The first is a fibonacci function. The fibonacci sequence is well-defined, it has a clear definition, it will never change. If we test a given input + output combination, and our test fails, it will always mean our code is broken. There will never be a false-positive (failed test when the implementation is actually doing what we want it to do), because if we ever wanted fib(3) to equal 100, we're no longer talking about a fibonacci function.

Imagine another function that returns a greeting message containing a person's name (eg. "Hello, Brandon!"). Suppose we write a test that checks that greet("Brandon") returns "Hello, Brandon!":

function greet(name) {
  return `Hello, ${name}!`
}

test("greeting is correct", () => {
  expect(greet("Brandon")).toBe("Hello, Brandon!")
})

Now, suppose that the product manager comes to us one day and says, "We have a new design, we'd now like it to say "Greetings Brandon, welcome to our website!"

function greet(name) {
  return `Greetings ${name}, welcome to our website!`
}

test("greeting is correct", () => {
  expect(greet("Brandon")).toBe("Hello, Brandon!") // fail
})

We change the code behavior, and now our test fails! But the failure isn't because we introduced a bug, it's because we changed our mind. The new message is now the correct behavior of greet(), and so the test is now incorrect and needs to be updated. Time spent "fixing" the test is pure overhead.

Put differently: what's the definition of "correct" for the code being tested, and how durable is that definition?

Most cases aren't as clear-cut as these two, but in general:

Really general utilities are unlikely to need their behavior changed
Core business logic is unlikely to need its behavior changed (depending on how close it is to feature churn)
Surface behaviors like user interfaces (more on this later) are more likely to intentionally change

"Does the test just mirror the logic being tested?" #

Consider the following:

function calculation(n) {
  return n * 2 + 6
}

test("calculation returns correct output", () => {
  const n = 4
  expect(calculation(n)).toBe(n * 2 + 6)
})

This hasn't told us anything interesting about the logic being tested, we're just writing it twice. It'll tell us if calculation's behavior changed, but not if it's wrong. Good tests check against intent instead of behavior. Example:

function isEligible(age) {
  if (age < 18) {
    return false
  } else {
    return true
  }
}

test("isEligible returns correct output", () => {
  expect(isEligible(100)).toBe(true)
  expect(isEligible(22)).toBe(true)
  expect(isEligible(16)).toBe(false)
})

Here we're documenting a meaningful concept in our test that isn't directly represented in the code being tested, and so it's more likely to be stable over time than implementation details.
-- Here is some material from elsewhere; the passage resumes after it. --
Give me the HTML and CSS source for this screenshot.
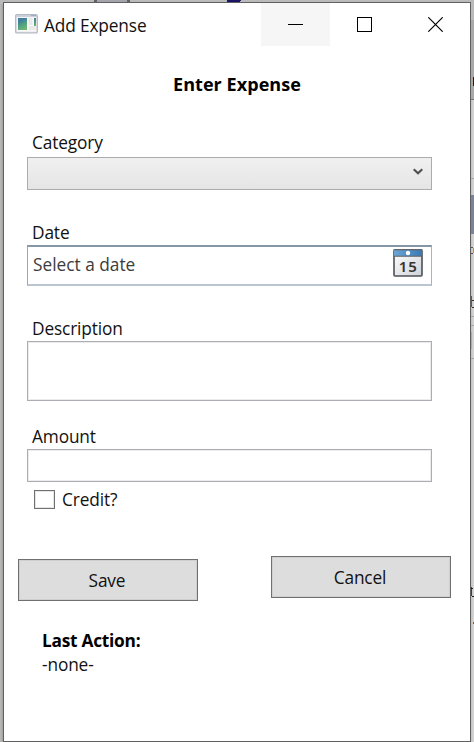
FILE: index.html
```html
<!DOCTYPE html>
<html lang="en">
<head>
<meta charset="utf-8">
<title>Add Expense</title>
<link rel="stylesheet" href="styles.css">
</head>
<body>
<svg class="desktop" width="474" height="742" viewBox="0 0 474 742" shape-rendering="crispEdges" aria-hidden="true">
  <defs>
    <linearGradient id="edge"><stop offset="0" stop-color="#bcbcba"/><stop offset="1" stop-color="#a2a2a0"/></linearGradient>
    <linearGradient id="side"><stop offset="0" stop-color="#c2c2c2"/><stop offset="1" stop-color="#d8d8d8"/></linearGradient>
  </defs>
  <path fill="#bababa" d="M0 0h474v742H0z"/>
  <path fill="url(#edge)" d="M0 4h3v738H0z"/>
  <path fill="#626266" d="M94 0h36v2H94z"/><path fill="#a4a4ac" d="M97 0h30v2H97z"/>
  <path fill="#1b1464" d="M227 0h14l-1 2h-13z"/>
  <path fill="#a9a9a9" d="M471 20h3v79h-3z"/>
  <path fill="#777" d="M471 99h3v1h-3z"/>
  <path fill="url(#side)" d="M471 100h3v642h-3z"/>
  <path fill="#3d1706" d="M473 77h1v9h-1z"/>
  <path fill="#aaa" d="M471 178h3v1h-3zM471 316h3v1h-3zM471 325h3v1h-3zM471 358h3v1h-3z"/>
  <path fill="#7b839c" d="M471 195h3v39h-3z"/>
  <path fill="#555" d="M471 247h2v1h-2zM471 253h2v1h-2z"/><path fill="#c98d38" d="M473 248h1v5h-1z"/>
  <path fill="#286698" d="M471 296h1v11h-1z"/><path fill="#443028" d="M472 300h2v1h-2zM472 307h2v1h-2z"/>
  <path fill="#d7ad35" d="M471 332h1v17h-1z"/>
  <path fill="#174b80" d="M471 587h1v9h-1z"/><path fill="#222" d="M471 588h2v1h-2zM472 596h2v1h-2z"/>
  <path fill="#865325" d="M473 622h1v2h-1z"/>
</svg>
<main class="window">
  <header class="titlebar">
    <svg class="app-icon" width="23" height="20" viewBox="0 0 23 20" aria-hidden="true">
      <defs><linearGradient id="pane" x2=".4" y2="1"><stop stop-color="#4179a5"/><stop offset=".5" stop-color="#489687"/><stop offset="1" stop-color="#69b575"/></linearGradient></defs>
      <rect x=".7" y=".7" width="21.6" height="18.2" rx="1" fill="#f0f0f1" stroke="#b4b9c1" stroke-width="1.3"/>
      <path d="M1 2h21" stroke="#c5cbd6" stroke-width="1.6"/>
      <path d="M16 1.6h5" stroke="#98a9c2"/>
      <path d="M2.5 3.8h18v13h-18z" fill="#fafafa"/>
      <path d="M3 4h9v12H3z" fill="url(#pane)"/>
      <path d="M3 10q5-1 9-5v-1H3z" fill="#3f7ba2" opacity=".45"/>
      <path d="M13.5 4h4v7h-4zM13.5 12h7v4h-7z" fill="#e9e9e8"/>
      <path d="M19 4h2v8h-2z" fill="url(#pane)"/>
    </svg>
    <span class="title">Add Expense</span>
    <div class="controls">
      <button class="control hovered" aria-label="Minimize"><svg width="15" height="15" shape-rendering="crispEdges"><path d="M0 7h15v1H0z"/></svg></button>
      <button class="control maximize" aria-label="Maximize"><svg width="15" height="15" shape-rendering="crispEdges"><path d="M.5.5h14v14H.5z" fill="none" stroke="#000"/></svg></button>
      <button class="control close" aria-label="Close"><svg width="15" height="15"><path d="M.3.3l14.4 14.4M14.7.3L.3 14.7" fill="none" stroke="#000" stroke-width="1.15"/></svg></button>
    </div>
  </header>
  <h1 class="heading"><span>Enter Expense</span></h1>
  <form class="form">
    <div class="field category">
      <span class="label">Category</span>
      <div class="box combo"><svg width="10" height="8" viewBox="0 0 10 8"><path d="M.7 1.2L5 5.2l4.3-4" fill="none" stroke="#505050" stroke-width="2.2"/></svg></div>
    </div>
    <div class="field date">
      <span class="label">Date</span>
      <div class="box picker"><span class="placeholder">Select a date</span>
        <svg class="calendar" width="30" height="28" viewBox="0 0 30 28">
          <defs><linearGradient id="sky"><stop stop-color="#6ca5d4"/><stop offset="1" stop-color="#3978b4"/></linearGradient><linearGradient id="sheet" x2="1" y2="1"><stop stop-color="#fff"/><stop offset="1" stop-color="#cfd2d8"/></linearGradient></defs>
          <rect x="1" y="1" width="28" height="26" rx="1" fill="url(#sheet)" stroke="#4d5057" stroke-width="1.6"/>
          <path d="M1 1h28v6H1z" fill="url(#sky)"/><path d="M.5 .7h29M1 7.3h28" stroke="#5b5f66" stroke-width="1.1"/>
          <circle cx="15" cy="4" r="2.2" fill="#fff"/>
          <text class="day" x="15.3" y="23" text-anchor="middle">15</text>
        </svg>
      </div>
    </div>
    <div class="field description">
      <span class="label">Description</span>
      <div class="box area"></div>
    </div>
    <div class="field amount">
      <span class="label">Amount</span>
      <div class="box"></div>
    </div>
    <div class="check"><span class="checkbox"></span><span class="credit">Credit?</span></div>
  </form>
  <div class="actions">
    <button class="button save"><span>Save</span></button>
    <button class="button cancel"><span>Cancel</span></button>
  </div>
  <section class="status"><strong>Last Action:</strong><span class="none">-none-</span></section>
</main>
</body>
</html>
```
FILE: styles.css
```css
* { box-sizing: border-box; }
body { margin: 0; width: 474px; height: 742px; overflow: hidden; background: #bababa; color: #111; font: 400 17.3px/24px "Open Sans", "Noto Sans", sans-serif; letter-spacing: -.14px; }
svg { display: block; flex: none; }
button { font: inherit; letter-spacing: inherit; color: inherit; padding: 0; border: 0; }
.desktop { position: absolute; inset: 0; z-index: -1; }
.window { width: 468px; height: 740px; margin: 2px 0 0 3px; background: #fff; border: 1px solid #606060; overflow: hidden; }
.titlebar { display: flex; height: 43px; align-items: flex-start; }
.app-icon { margin: 11px 0 0 11px; }
.title { margin: 11px 0 0 6px; white-space: nowrap; }
.controls { display: flex; margin-left: auto; }
.control { display: flex; width: 69px; height: 43px; justify-content: center; padding-top: 14px; background: transparent; }
.hovered { background: #f6f6f6; }
.close { width: 71px; padding-left: 1px; }
.heading { margin: 26px 0 0; padding-left: 169px; font-size: 18px; line-height: 24px; letter-spacing: .06px; color: #000; }
.form { padding: 35px 0 0 23px; }
.field { width: 405px; }
.label { display: block; height: 26px; padding-left: 5px; }
.box { height: 33px; border: 1px solid #abadb3; box-shadow: inset 0 0 0 1px #ececef; background: #fff; }
.combo { display: flex; justify-content: flex-end; padding: 10px 8px 0 0; border-color: #acacac; background: linear-gradient(#f0f0f0, #e5e5e5); box-shadow: none; }
.date { margin-top: 31px; }
.date .label { height: 24px; }
.picker { display: flex; justify-content: space-between; height: 41px; border: solid; border-width: 2px 1px 2px 1px; border-color: #8796a5 #a8b3be #bac5d0 #9aa7b3; box-shadow: none; padding: 2px 8px 0 5px; }
.placeholder { color: #3c3c3c; margin-top: 4px; letter-spacing: 0; }
.day { font: 600 15px "Noto Sans", sans-serif; fill: #333; letter-spacing: 1px; }
.description { margin-top: 31px; }
.description .label { height: 24px; }
.area { height: 60px; }
.amount { margin-top: 24px; }
.amount .label { height: 24px; }
.check { display: flex; align-items: center; height: 24px; margin-top: 6px; padding-left: 7px; }
.checkbox { width: 21px; height: 19px; border: 1px solid #707070; box-shadow: inset 0 0 0 1px #e6e6e6; margin: -1px 7px 0 0; }
.actions { display: flex; justify-content: space-between; margin-top: 44px; padding: 0 19px 0 14px; }
.button { display: flex; align-items: center; justify-content: center; width: 180px; height: 42px; background: #ddd; border: 1px solid #707070; box-shadow: inset 0 0 0 1px #cfcfcf; }
.button span { margin-left: -2px; padding-top: 1px; }
.save { margin-top: 3px; }
.status { display: flex; flex-direction: column; align-items: flex-start; margin: 28px 0 0 38px; }
.status strong { letter-spacing: -.25px; color: #000; }
```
"Is the test simpler than the implementation?" #

Along the same lines, a good candidate for testing is code that's complicated enough for its behavior to be hard to just copy in a test. A great function to test is one where you're not sure it's going to do the right thing just by looking at it.

For code like this, the test will be simpler than what it's testing. "Test intent instead of implementation"; the intent of most code will be simpler than the implementation, and we want the test to reflect the intent.

"How much does the code being tested interact with the outside world?" #

Mocking adds a ton of complexity and reduces the amount of functionality actually being tested. It makes code both harder to test and less valuable to test.

But it's unavoidable when you're testing code that's coupled to external systems. Unit tests that rely on outside systems are never a good idea; they can break mysteriously and inconsistently.

Sometimes mocking can be avoided by re-structuring your code, but sometimes it can't be. If it can't be, the need for lots of mocking is one clue that a piece of code might not be worth (unit) testing.

"How important is this code?" #

Of course, the more business-critical a piece of code is, and/or the more widespread its use is (eg. a core component used in lots of places), the more valuable it is to test. It may be worth testing coreBusinessRule even if the implementation is trivial, even if our test can only make sure it doesn't change by surprise. It may be worth dealing with a ton of mocking just to make sure the testable part of an auth flow prevents illegal operations. Everything is a judgement call.

Integration tests #

So far I've been talking about unit tests, but integration tests are different in certain ways, especially the mocking question: almost by definition you aren't really mocking systems, you're testing the interactions between them that are otherwise hard to test.

Other rules still apply though: writing tests that reflect intent (eg, "click the button with the label 'Submit'") instead of implementation ("click the third <button> tag on the page") will make them less fragile. Favoring tests that check valuable behavior ("can the user log in?") over tests that check unvaluable behavior ("is the submit button blue?") makes the best use of your effort. Etc.

UI tests #

I hinted above, but my controversial take is that I think UI rendering code is rarely worth unit-testing based on these heuristics. User interfaces:

Often change output/behavior intentionally (leading to flaky tests)
Often (not always!) have trivial logic that's easy to verify by looking at it
Are usually tightly coupled to their framework/platform, requiring elaborate mocking and test suite plugins

But I really only mean the rendering layer, not the entire front-end codebase:

State management decoupled from the UI (React hooks, stores, etc) can be a great candidate; that's where most of the complexity is, and it doesn't have most of the problems above
Business rules like validation are also great to test; the logic is often pure (which makes it super easy to test), and they often have really stable definitions of "correct" and "incorrect" (when was the last time the meaning of "valid phone number" changed?)
Any other core utilities that are far away from user-facing feature churn

And then, a library of UI components that are really general and used in a bunch of places may tip the scales towards unit testing. The value is higher, and the cost (of mocking, etc) is usually lower because they're meant to be reusable. They may also change less often than product features.

Closing thoughts #

I don't hate tests (I promise, Avid!), I just try to question them on a case by case basis, and I haven't met a lot of people who do.

They have a very real organizational cost, which as engineers we need to be aware of. Having more of them makes more little green things light up in the console and makes that coverage number go up, so it feels good to add them. But like anything, testing needs to be done with consideration.